### THE REQUEST
Can you output the material exactly as written, minus any pictures it holds?

### RECORDED DATA
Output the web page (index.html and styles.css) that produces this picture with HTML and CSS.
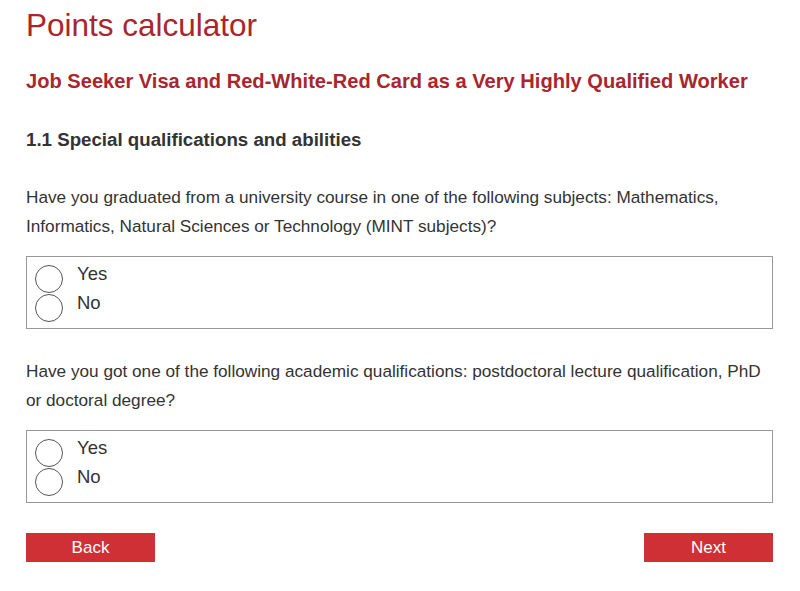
FILE: index.html
```html
<!DOCTYPE html>
<html>
<head>
<meta charset="utf-8">
<link rel="stylesheet" href="styles.css">
</head>
<body>
<div class="page">
  <h1 class="title">Points calculator</h1>
  <h2 class="subtitle">Job Seeker Visa and Red-White-Red Card as a Very Highly Qualified Worker</h2>
  <h3 class="section">1.1 Special qualifications and abilities</h3>
  <p class="question">Have you graduated from a university course in one of the following subjects: Mathematics, Informatics, Natural Sciences or Technology (MINT subjects)?</p>
  <div class="options">
    <label class="option"><span class="radio"></span><span class="label">Yes</span></label>
    <label class="option"><span class="radio"></span><span class="label">No</span></label>
  </div>
  <p class="question q2">Have you got one of the following academic qualifications: postdoctoral lecture qualification, PhD or doctoral degree?</p>
  <div class="options">
    <label class="option"><span class="radio"></span><span class="label">Yes</span></label>
    <label class="option"><span class="radio"></span><span class="label">No</span></label>
  </div>
  <div class="buttons">
    <button class="btn">Back</button>
    <button class="btn">Next</button>
  </div>
</div>
</body>
</html>
```
FILE: styles.css
```css
html, body { margin: 0; padding: 0; background: #fff; }
body { font-family: "Liberation Sans", Arial, sans-serif; color: #333; }
.page { padding: 0 27px 0 26px; }
.title { font-size: 31.5px; font-weight: normal; color: #a8262c; margin: 0; padding-top: 7px; line-height: 36px; }
.subtitle { font-size: 20.1px; font-weight: bold; color: #a8262c; margin: 25px 0 0; line-height: 26px; }
.section { font-size: 18.7px; font-weight: bold; color: #333; margin: 34px 0 0; line-height: 24px; }
.question { font-size: 17.2px; line-height: 29px; margin: 31px 0 0; color: #333; }
.q2 { margin-top: 28px; }
.options { border: 1px solid #999; margin-top: 15px; padding: 2px 8px 11px 8px; display: flex; flex-direction: column; }
.option { display: flex; align-items: center; height: 29px; }
.radio { border: 1.5px solid #555; border-radius: 50%; box-sizing: border-box; width: 28px; height: 28px; margin-top: 10px; flex: none; }
.label { font-size: 18.5px; color: #333; margin-left: 14px; }
.buttons { display: flex; justify-content: space-between; margin-top: 30px; }
.btn { width: 129px; height: 29px; background: #cf3036; color: #fff; border: none; border-radius: 0; font-family: "Liberation Sans", Arial, sans-serif; font-size: 17px; padding: 0; }
```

### ANSWER
Output the web page (index.html and styles.css) that produces this picture with HTML and CSS.
FILE: index.html
```html
<!DOCTYPE html>
<html>
<head>
<meta charset="utf-8">
<link rel="stylesheet" href="styles.css">
</head>
<body>
<div class="page">
  <h1 class="title">Points calculator</h1>
  <h2 class="subtitle">Job Seeker Visa and Red-White-Red Card as a Very Highly Qualified Worker</h2>
  <h3 class="section">1.1 Special qualifications and abilities</h3>
  <p class="question">Have you graduated from a university course in one of the following subjects: Mathematics, Informatics, Natural Sciences or Technology (MINT subjects)?</p>
  <div class="options">
    <label class="option"><span class="radio"></span><span class="label">Yes</span></label>
    <label class="option"><span class="radio"></span><span class="label">No</span></label>
  </div>
  <p class="question q2">Have you got one of the following academic qualifications: postdoctoral lecture qualification, PhD or doctoral degree?</p>
  <div class="options">
    <label class="option"><span class="radio"></span><span class="label">Yes</span></label>
    <label class="option"><span class="radio"></span><span class="label">No</span></label>
  </div>
  <div class="buttons">
    <button class="btn">Back</button>
    <button class="btn">Next</button>
  </div>
</div>
</body>
</html>
```
FILE: styles.css
```css
html, body { margin: 0; padding: 0; background: #fff; }
body { font-family: "Liberation Sans", Arial, sans-serif; color: #333; }
.page { padding: 0 27px 0 26px; }
.title { font-size: 31.5px; font-weight: normal; color: #a8262c; margin: 0; padding-top: 7px; line-height: 36px; }
.subtitle { font-size: 20.1px; font-weight: bold; color: #a8262c; margin: 25px 0 0; line-height: 26px; }
.section { font-size: 18.7px; font-weight: bold; color: #333; margin: 34px 0 0; line-height: 24px; }
.question { font-size: 17.2px; line-height: 29px; margin: 31px 0 0; color: #333; }
.q2 { margin-top: 28px; }
.options { border: 1px solid #999; margin-top: 15px; padding: 2px 8px 11px 8px; display: flex; flex-direction: column; }
.option { display: flex; align-items: center; height: 29px; }
.radio { border: 1.5px solid #555; border-radius: 50%; box-sizing: border-box; width: 28px; height: 28px; margin-top: 10px; flex: none; }
.label { font-size: 18.5px; color: #333; margin-left: 14px; }
.buttons { display: flex; justify-content: space-between; margin-top: 30px; }
.btn { width: 129px; height: 29px; background: #cf3036; color: #fff; border: none; border-radius: 0; font-family: "Liberation Sans", Arial, sans-serif; font-size: 17px; padding: 0; }
```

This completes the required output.